A Docs colhe informações de empresas para identificar a percepção delas sobre a burocracia fiscal brasileira desde 2002.0 último levantamento foi feito em julho e agosto deste ano com indústrias de vários setores, como o automobilístico, além de empresas comerciais e de serviços.
“Posso afirmar que a visão delas sobre o fisco tem piorado a cada ano. Acontece que, geralmente, o fisco tem uma interpretação de uma norma, e a empresa, outra. Isso trava os processos e resulta em irregularidade fiscal”, afirma.
Falta de recolhimento de tributos, erros nas declarações de débitos e créditos tributários federais e a não-entrega de declarações nos prazos são alguns dos motivos que levaram 93,6% das 250 empresas consultadas pela Docs a receber entre 21 e 50 autuações cada uma no ano passado. A maioria das autuações foi encaminhada por sistema eletrônico.
O levantamento da consultoria também constatou que 80% das empresas consultadas enviam três vezes por semana funcionários às repartições públicas. “Isso demonstra a necessidade de acompanhamento de processos e o problema que é atender às questões fiscais. E as empresas têm de arcar com custos de advogados para atender à demanda fiscal”.
Clóvis Panzarini, ex-coordenador da Administração Tributária da Fazenda paulista, diz que ele mesmo, se fosse ouvido para esse levantamento, diria que está irregular com o fisco. “Mudei meu escritório do quarto para o sétimo andar do mesmo prédio há quatro meses e, até agora, por causa da greve da Receita, não atualizei meu cadastro. Não vou fechar o escritório porque o fisco não atualiza meu cadastro.”

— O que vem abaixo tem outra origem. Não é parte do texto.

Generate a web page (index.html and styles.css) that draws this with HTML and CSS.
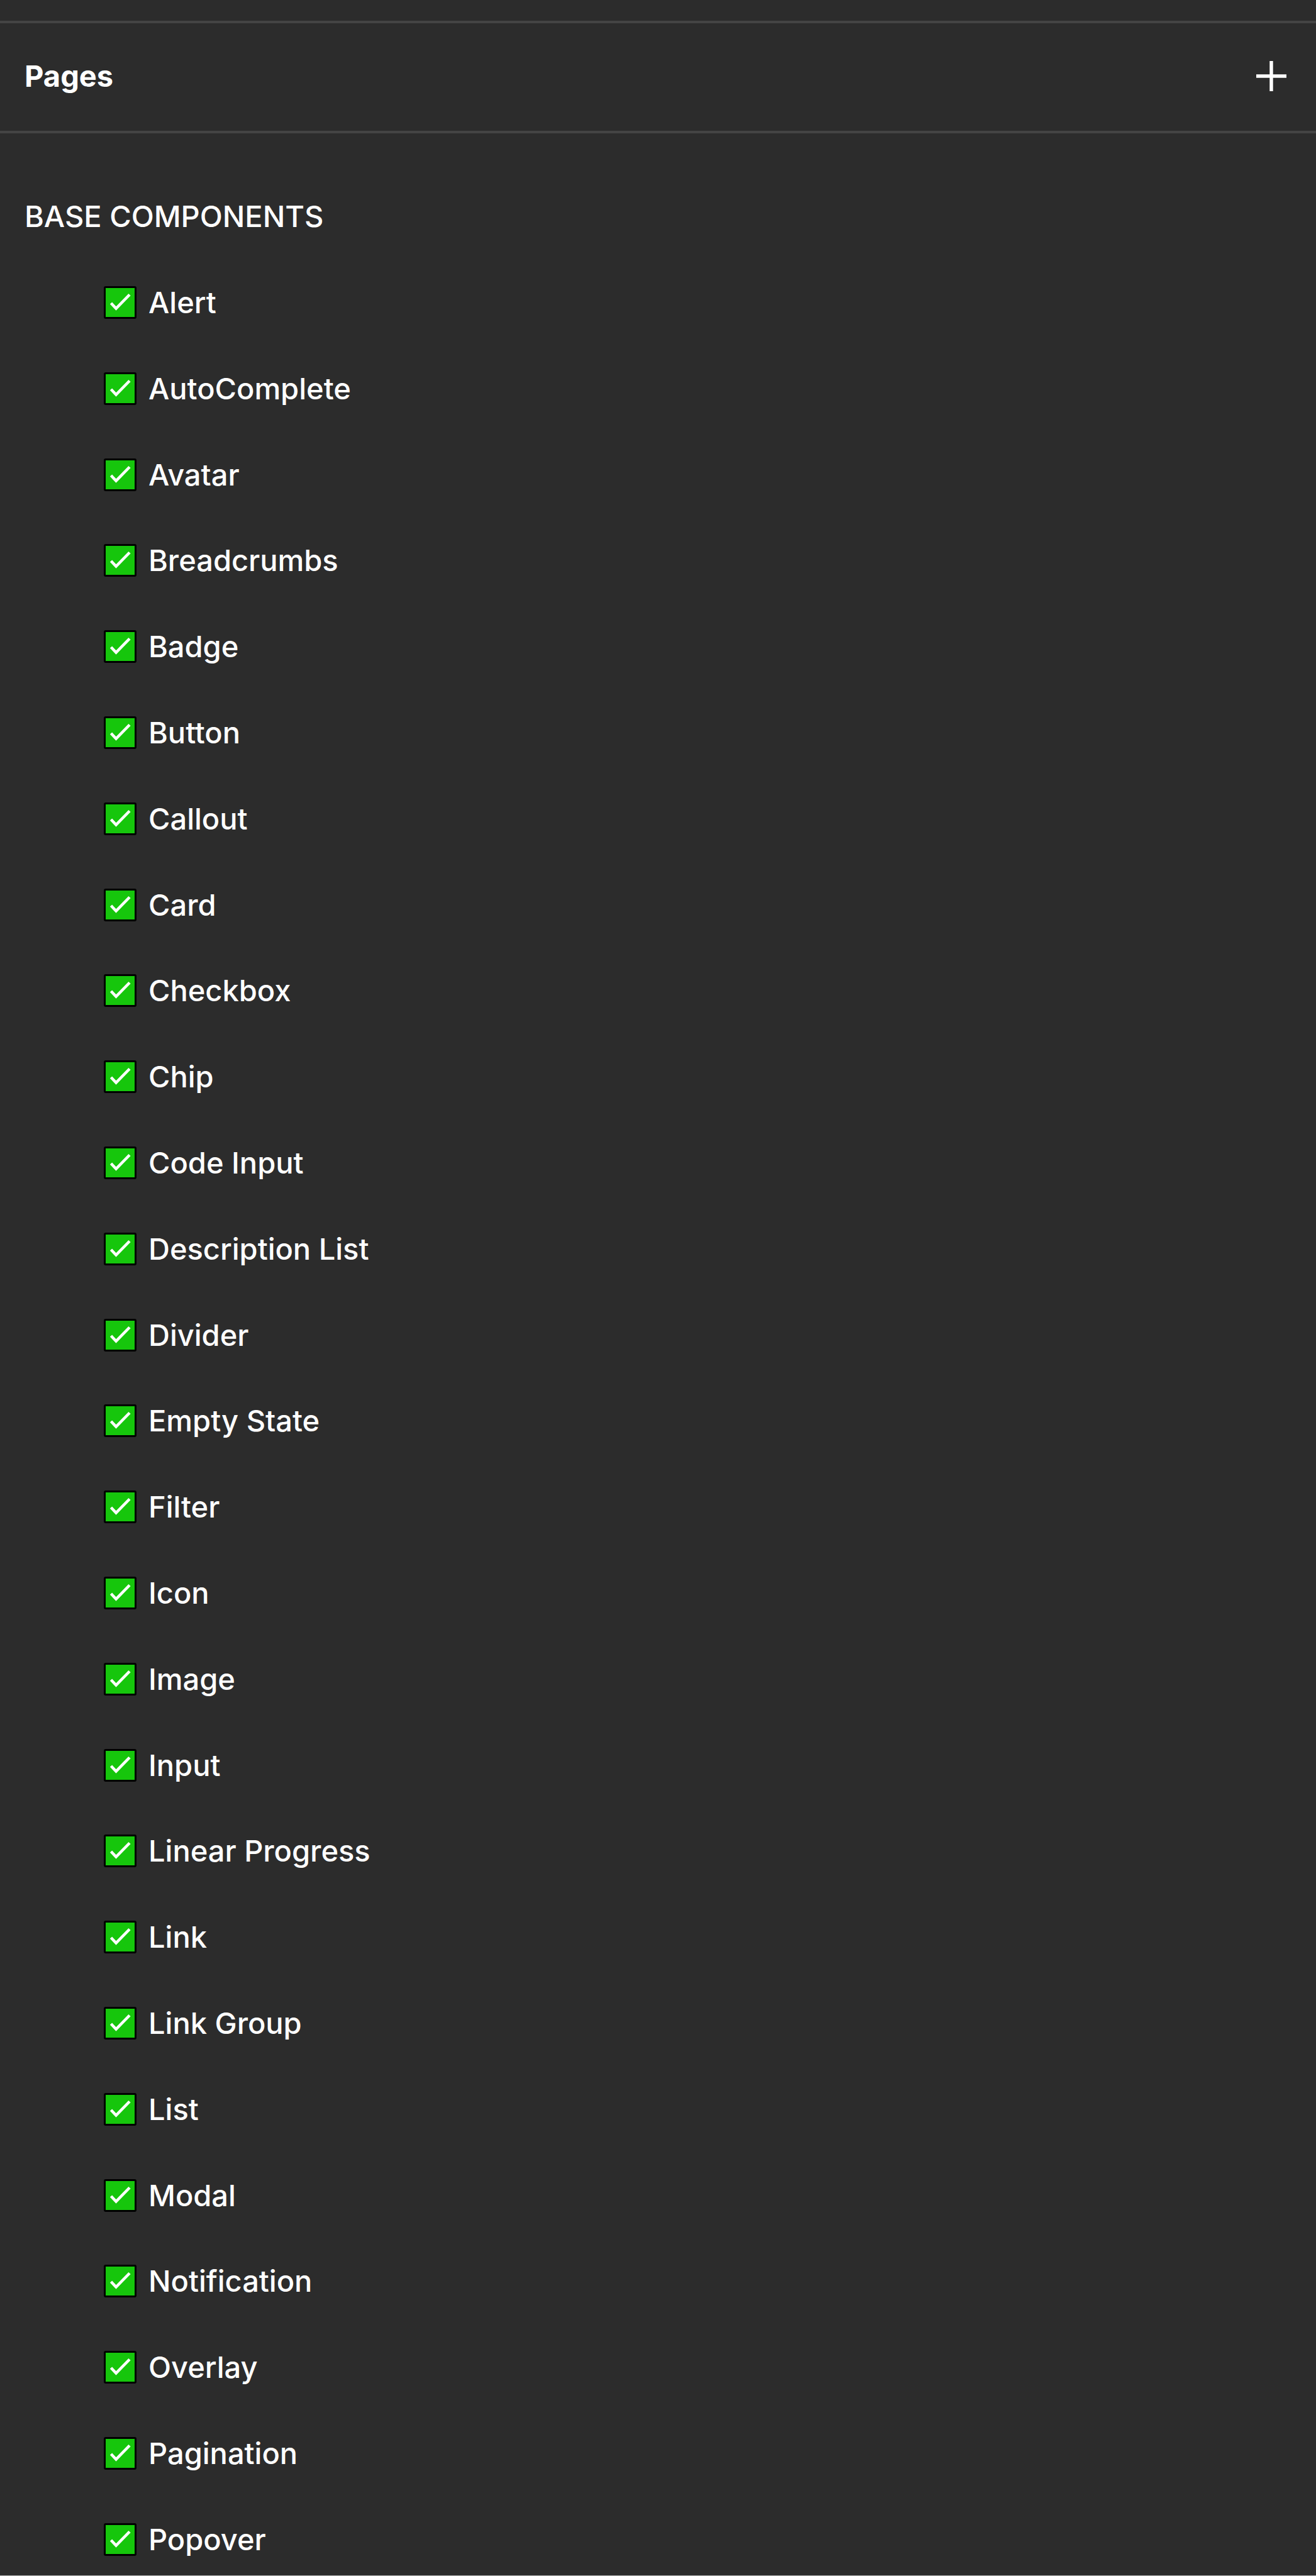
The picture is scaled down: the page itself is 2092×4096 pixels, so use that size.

O levantamento da Docs mostra, segundo Panzarini, que, por falta de mão-de-obra, o fisco só fiscaliza os grandes contribuintes, que representam a maior parte da arrecadação. “Isso reflete a incapacidade do fisco de atender a demanda do contribuinte, que fica em situação irregular e vulnerável à ação fiscal na medida em que não consegue se atualizar. Como é em cima desses grandes que se concentra o poder de fogo do fisco, cria-se essa situação dramática: uma empresa receber até 50 autuações em um ano.” O sistema tributário do país, na avaliação de Panzarini, é complexo, ineficiente e injusto. “E os próprios operadores do sistema têm um comportamento que toma essa situação ainda pior. Os maiores contribuintes são os mais punidos. Sem contar que a falta de mão-de-obra acaba resultando em mal atendimento ao público.”
Para 67,2% das empresas consultadas, o atendimento por funcionários do fisco é “péssimo” e “confuso”; para 12%, “regular”; para 20%, “bom”, e, para 0,8%, “ótimo” e “completo”. O levantamento também identifica que 8% das empresas consideram-se perseguidas ao comentarem o relacionamento delas com o fisco.